Can you share what you are attempting to do, at least at a high level, then I can probably help you more... I don't have enough information to provide advice of any value.

Alexey-Kukanov · ‎03-19-2008

If you can't ensure the application that uses your plugin also uses TBB on its own, you might try to initialize TBB worker threads when your plugin is initialized, and destroy them when the plug-in is destroyed/unloaded. For example, you might make task_scheduler_init a DLL-wide object with deferred initialization, and call task_scheduler_init::initialize() at the first call to your method.

Another consideration is that the approach to parallelize a short method called thousands of times is too fine-grained and in general won't give good speedup and scalability. Parallelizing the caller (if possible) would probably give much more benefit.

AJ13 · ‎03-19-2008

I might have misunderstood the docs... if you do a parallel_for over a very large number of small calls, wouldn't the auto_partitioner() or affinity_partitioner() automatically start dividing the work to use available processors?

So if I have 1,000,000,000 small calls... and 8 processors... I should be able to just do a parallel_for over a blocked_range<> of that type, and let the partitioner do its job to parallelize it?

ndepalma · ‎03-19-2008

Yes actually every call into my plugin is from a separate thread so I can't initialize the scheduler on init.. Though that was my first impression, I was quickly defused when I found out the program calls my plugin in a separate thread everytime. Maybe for very small entry points, the benefits of multicore probably don't scale over time.

ndepalma · ‎03-19-2008

To finish off this thread - I will explain my final decision. It turns out the application that I am writing a plugin for is calling into my plugin with a different thread everytime. At least that was what I thought, but are in fact using a thread pool which means that the ~1.3 ms penalty only happens on the first run of any "new thread" from my plugins perspective. I came up with this benchmark:

class somefor {
public:
    int * const sum; 
    somefor(somefor& irule, split whoadude) : sum(irule.sum) {}
    somefor(int *_sum) : sum(_sum) {}
    ~somefor() {}
    void operator()(blocked_range &range) const {
    }
};

int _tmain(int argc, char* argv[])
{
    int sum;
    LARGE_INTEGER ticksPerSecond;
    QueryPerformanceFrequency(&ticksPerSecond);

    LONGLONG createSum = 0;
    LONGLONG destroySum = 0;
    LARGE_INTEGER startTimer, endTimer;

    for(int i = 0;i < NUM_RUNS;i++) {
        QueryPerformanceCounter(&startTimer);    
        task_scheduler_init task(task_scheduler_init::automatic);
        QueryPerformanceCounter(&endTimer);    
        createSum += endTimer.QuadPart - startTimer.QuadPart;


        //do something
        somefor something(∑);
        blocked_range range(0, NUMELEMENTSTOADD, NUMELEMENTSTOADD / USECORES);
        QueryPerformanceCounter(&startTimer);    
        parallel_for(range, something);
        QueryPerformanceCounter(&endTimer);    
        createSum += endTimer.QuadPart - startTimer.QuadPart;

        QueryPerformanceCounter(&startTimer);    
        task.terminate();
        QueryPerformanceCounter(&endTimer);    
        destroySum += endTimer.QuadPart - startTimer.QuadPart;
    }
    double perRun;
    perRun = (double)createSum / (double)ticksPerSecond.QuadPart; //seconds run

    perRun /= (double)NUM_RUNS;
    perRun *= 1000.0;
    printf("%f ms
", perRun);

    perRun = (double)destroySum / (double)ticksPerSecond.QuadPart; //seconds run
    perRun /= (double)NUM_RUNS;
    perRun *= 1000.0;
    printf("%f ms
", perRun);
	return 0;
}

So this gives me these results for 10000 NUM_RUNS:

Creation: 0.054686 ms
Destruction: 0.062370 ms
and for a single run:
Creation: 1.157677 ms
Destruction: 0.070252 ms

So it looks like TBB caches what it needs per thread.
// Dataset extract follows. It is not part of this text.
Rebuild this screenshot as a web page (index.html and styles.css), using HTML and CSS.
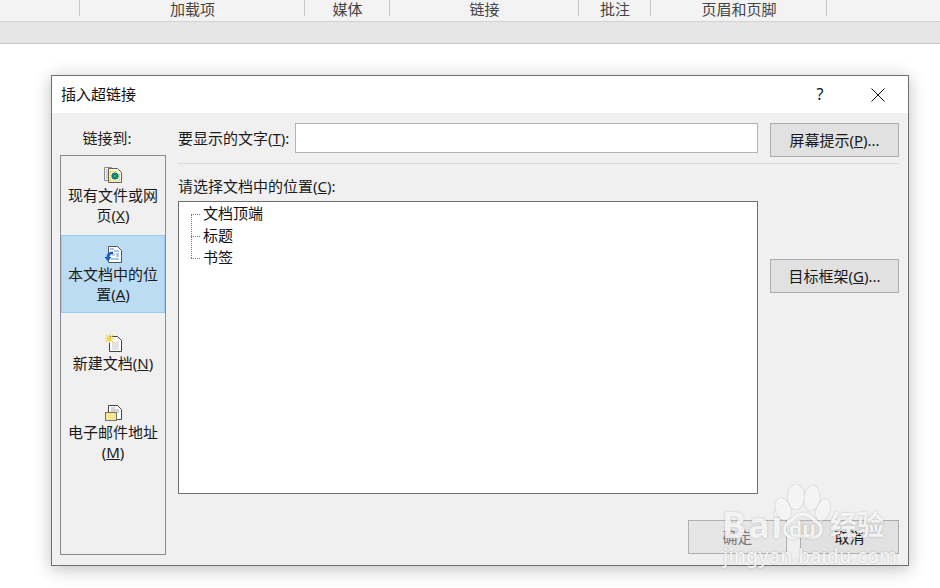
FILE: index.html
```html
<!DOCTYPE html>
<html lang="zh-CN">
<head>
<meta charset="utf-8">
<title>插入超链接</title>
<link rel="stylesheet" href="styles.css">
</head>
<body>
<div class="ribbon">
  <div class="group g0"></div>
  <div class="group g1">加载项</div>
  <div class="group g2">媒体</div>
  <div class="group g3">链接</div>
  <div class="group g4">批注</div>
  <div class="group g5">页眉和页脚</div>
</div>
<div class="strip"></div>

<section class="dialog">
  <header class="titlebar">
    <span class="title">插入超链接</span>
    <span class="help">?</span>
    <svg class="close" width="14" height="14" viewBox="0 0 14 14"><path d="M.5.5l13 13M13.5.5l-13 13" stroke="#111" fill="none"/></svg>
  </header>
  <div class="body">
    <aside class="side">
      <div class="side-label">链接到:</div>
      <nav class="places">
        <div class="place p1">
          <svg class="ico" width="18" height="18" viewBox="0 0 18 18">
            <path d="M.5 1.500h7l2 2v11h-9z" fill="#f2f2ee" stroke="#8a8a8a"/>
            <path d="M2 4h5M2 6h3M2 8h3M2 10h3M2 12h3" stroke="#b5b5b5"/>
            <path d="M4.500 2.500h9l4 4v10h-13z" fill="#fffde0" stroke="#5f5f5f"/>
            <path d="M6 5.500h7M15.500 8v7M6 15h9.500M6 6v9" stroke="#f0c000" stroke-dasharray="1.500 1" fill="none"/>
            <circle cx="11" cy="10" r="3.600" fill="#0c6f82"/>
            <path d="M9 8l4 4M13 8l-4 4" stroke="#25c84c"/>
          </svg>
          <div class="place-text">现有文件或网<br>页(<u>X</u>)</div>
        </div>
        <div class="place p2">
          <svg class="ico" width="18" height="18" viewBox="0 0 18 18">
            <path d="M4.500 1.500h9l4 4v12h-13z" fill="#fff" stroke="#555"/>
            <path d="M6 4h4M10 6h5M12 9h3M12 11h3M7 14h8" stroke="#4d8fe0"/>
            <rect x="8" y="8" width="3" height="3" fill="#ccc"/>
            <path d="M9 6.500c-4 0-6.500 2.500-6.500 5.500H.5l3.500 4.500L7.500 12H5.500c0-1.500 1.500-3 3.500-3z" fill="#1a5fc8"/>
          </svg>
          <div class="place-text">本文档中的位<br>置(<u>A</u>)</div>
        </div>
        <div class="place p3">
          <svg class="ico" width="18" height="18" viewBox="0 0 18 18">
            <path d="M5.500 2.500h8l4 4v11h-12z" fill="#fff" stroke="#444"/>
            <path d="M8 9h7M8 11h7M8 13h7M8 15h7" stroke="#c4c4c4"/>
            <path d="M5.500 0v9M1 4.500h9M2 1l7 7M9 1L2 8" stroke="#f6d23a" stroke-width="1.200"/>
          </svg>
          <div class="place-text">新建文档(<u>N</u>)</div>
        </div>
        <div class="place p4">
          <svg class="ico" width="18" height="18" viewBox="0 0 18 18">
            <path d="M4.500 2.500h9l4 4v10h-13z" fill="#fff" stroke="#444"/>
            <path d="M7 5h4M7 7h8M7 9h8" stroke="#aaa"/>
            <rect x="1.500" y="9.500" width="11" height="8" fill="#f7e08a" stroke="#777"/>
            <path d="M3 11.500h8M3 13.500h8M3 15.500h8" stroke="#fff" stroke-dasharray="1 1"/>
          </svg>
          <div class="place-text">电子邮件地址<br>(<u>M</u>)</div>
        </div>
      </nav>
    </aside>
    <main class="content">
      <div class="top-row">
        <label class="label">要显示的文字(<u>T</u>):</label>
        <div class="input"></div>
        <button class="btn">屏幕提示(<u>P</u>)...</button>
      </div>
      <hr class="sep">
      <div class="label loc-label">请选择文档中的位置(<u>C</u>):</div>
      <div class="mid-row">
        <div class="tree">
          <div class="node">文档顶端</div>
          <div class="node">标题</div>
          <div class="node">书签</div>
        </div>
        <button class="btn frame">目标框架(<u>G</u>)...</button>
      </div>
      <div class="actions">
        <button class="btn act disabled">确定</button>
        <button class="btn act">取消</button>
      </div>
    </main>
  </div>
</section>

<div class="mark">
  <span class="mark-bai">Bai</span>
  <svg class="paw" width="54" height="58" viewBox="0 0 54 58">
    <g fill="#fff" fill-opacity=".8">
      <ellipse cx="7" cy="25" rx="7" ry="11" transform="rotate(-18 7 25)"/>
      <ellipse cx="20" cy="13" rx="8" ry="12"/>
      <ellipse cx="36" cy="14" rx="7.500" ry="12" transform="rotate(6 36 14)"/>
      <ellipse cx="47" cy="26" rx="6.500" ry="11" transform="rotate(18 47 26)"/>
    </g>
    <path d="M27 30c7 0 9 5 14 8 6 4 6 14-3 15.500-4 .6-7-1.500-11-1.500s-7 2.100-11 1.500C7 52 7 42 13 38c5-3 7-8 14-8z" fill="#fff" fill-opacity=".18" stroke="#fff" stroke-opacity=".8" stroke-width="3"/>
  </svg>
  <span class="mark-du">du</span>
  <span class="mark-jy">经验</span>
  <span class="mark-url">jingyan.baidu.com</span>
</div>
</body>
</html>
```
FILE: styles.css
```css
* { box-sizing: border-box; }
html, body { margin: 0; padding: 0; }
body {
  width: 940px; height: 588px; overflow: hidden; background: #fff; position: relative;
  font-family: "Noto Sans", "Noto Sans CJK SC", sans-serif;
  font-size: 15px; color: #1a1a1a;
}
u { text-underline-offset: 1px; }

.ribbon {
  height: 22px; background: #f3f3f3; border-bottom: 1px solid #d2d2d2;
  display: flex; color: #444;
}
.group {
  height: 21px; line-height: 19px; text-align: center; position: relative; flex: none;
}
.group::after {
  content: ""; position: absolute; right: 0; top: 0; height: 16px; border-right: 1px solid #c6c6c6;
}
.g0 { width: 80px; }
.g1 { width: 225px; }
.g2 { width: 85px; }
.g3 { width: 189px; }
.g4 { width: 72px; }
.g5 { width: 176px; }
.strip { height: 22px; background: #e6e6e6; border-bottom: 1px solid #c8c8c8; }

.dialog {
  position: absolute; left: 51px; top: 75px; width: 858px; height: 491px;
  background: #f0f0f0; border: 1px solid #6f6f6f;
  box-shadow: 0 3px 16px rgba(0,0,0,.26);
  display: flex; flex-direction: column;
}
.titlebar {
  height: 37px; background: #fff; flex: none; display: flex; align-items: center;
  padding-left: 9px; color: #111;
}
.title { flex: 1; margin-bottom: 3px; }
.help { width: 10px; margin-right: 46px; font-size: 16px; text-align: center; margin-bottom: 1px; }
.close { margin-right: 23px; }

.body { flex: 1; display: flex; min-height: 0; }
.side { width: 126px; padding: 15px 12px 10px 8px; display: flex; flex-direction: column; flex: none; }
.side-label { height: 27px; line-height: 20px; text-align: center; color: #222; padding-right: 12px; }
.places { flex: 1; width: 106px; border: 1px solid #8b8b93; background: #f0f0f0; }
.place { display: flex; flex-direction: column; align-items: center; text-align: center; line-height: 20px; color: #1a1a1a; }
.ico { display: block; }
.p1 { height: 79px; padding-top: 10px; }
.p2 { height: 78px; padding-top: 9px; background: #bcdcf4; border: 1px solid #9ccaef; }
.p3 { height: 70px; padding-top: 21px; }
.p4 { height: 90px; padding-top: 20px; }
.place-text { margin-top: 1px; white-space: nowrap; }

.content { flex: 1; padding-top: 10px; display: flex; flex-direction: column; min-width: 0; padding-right: 9px; }
.top-row { display: flex; align-items: flex-start; height: 34px; }
.label { line-height: 20px; white-space: nowrap; color: #1a1a1a; }
.top-row .label { width: 117px; padding-top: 5px; }
.input { width: 463px; height: 30px; background: #fff; border: 1px solid #b4b4b4; margin-right: 12px; }
.btn {
  font: inherit; color: #1a1a1a; background: #e1e1e1; border: 1px solid #adadad;
  width: 129px; height: 34px; padding: 0 0 2px; display: block; flex: none;
}
.sep { margin: 6px 0 0; border: 0; height: 1px; background: #dcdcdc; flex: none; }
.loc-label { margin-top: 12px; height: 25px; }
.mid-row { display: flex; align-items: flex-start; height: 293px; }
.tree {
  width: 580px; height: 293px; background: #fff; border: 1px solid #6e6e6e; margin-right: 12px;
}
.node { height: 22px; line-height: 22px; padding-left: 24px; position: relative; color: #111; }
.node::before {
  content: ""; position: absolute; left: 12px; top: 12px; width: 9px; border-top: 1px dotted #777;
}
.node::after {
  content: ""; position: absolute; left: 12px; top: 12px; height: 22px; border-left: 1px dotted #777;
}
.node:last-child::after { display: none; }
.frame { margin-top: 58px; }
.actions { display: flex; justify-content: flex-end; gap: 13px; margin-top: 26px; }
.act { width: 99px; height: 34px; background: #e1e1e1; }
.disabled { color: #7a7a7a; background: #e6e6e6; border-color: #b0b0b0; }

.mark {
  position: absolute; left: 720px; top: 484px; width: 172px; height: 84px; color: rgba(255,255,255,.85);
  pointer-events: none; text-shadow: 0 0 2px rgba(90,90,90,.4);
}
.mark-bai { font-size: 36px; font-weight: 700; line-height: 40px; letter-spacing: 2px; position: absolute; left: 2px; top: 21px; }
.paw { position: absolute; left: 56px; top: 0; filter: drop-shadow(0 0 1px rgba(90,90,90,.35)); }
.mark-du { font-size: 21px; font-weight: 700; line-height: 22px; position: absolute; left: 69px; top: 34px; }
.mark-jy { font-size: 27px; font-weight: 700; line-height: 30px; position: absolute; left: 110px; top: 26px; white-space: nowrap; }
.mark-url { font-size: 19px; line-height: 22px; position: absolute; left: 3px; top: 61px; white-space: nowrap; letter-spacing: .4px; font-weight: 500; }
```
One question: Does TBB destroy the resources it caches properly?...

Alexey-Kukanov · ‎03-21-2008

Some part of initialization is done only once for TBB. You could see this part in DoOneTimeInitializations function. It also includes initialization ofthread local storages.

Another part, however, is done every time the first task_scheduler_init object is created, and undone every time the last such object is destroyed. So in your test, part of initialization is performed at every iteration. And this part includes creation of the pool of worker threads. The good thing is that worker threads are created mostly asynchronously: the first thread is created in task_scheduler_init construction, then it creates two more threads, those create more, etc.

Even smaller part is done each time a task_scheduler_init object is created by a thread that does not have such an object alive. Basically, this part just initializes objects necessary for the calling thread.

And in case task_scheduler_init is created by a thread that already has such an object alive, it's just the matter of incrementing a reference counter.

For your case, I would still recommend you to have a global task_scheduler_init object which is initialized at plug-in initialization or at the first call, and destroyed at plug-in destruction or unload. This way you will create a pool of TBB worker threads and keep it for all the time you might need it. In every new call, create a local task_scheduler_init object, to ensure the calling thread can use TBB.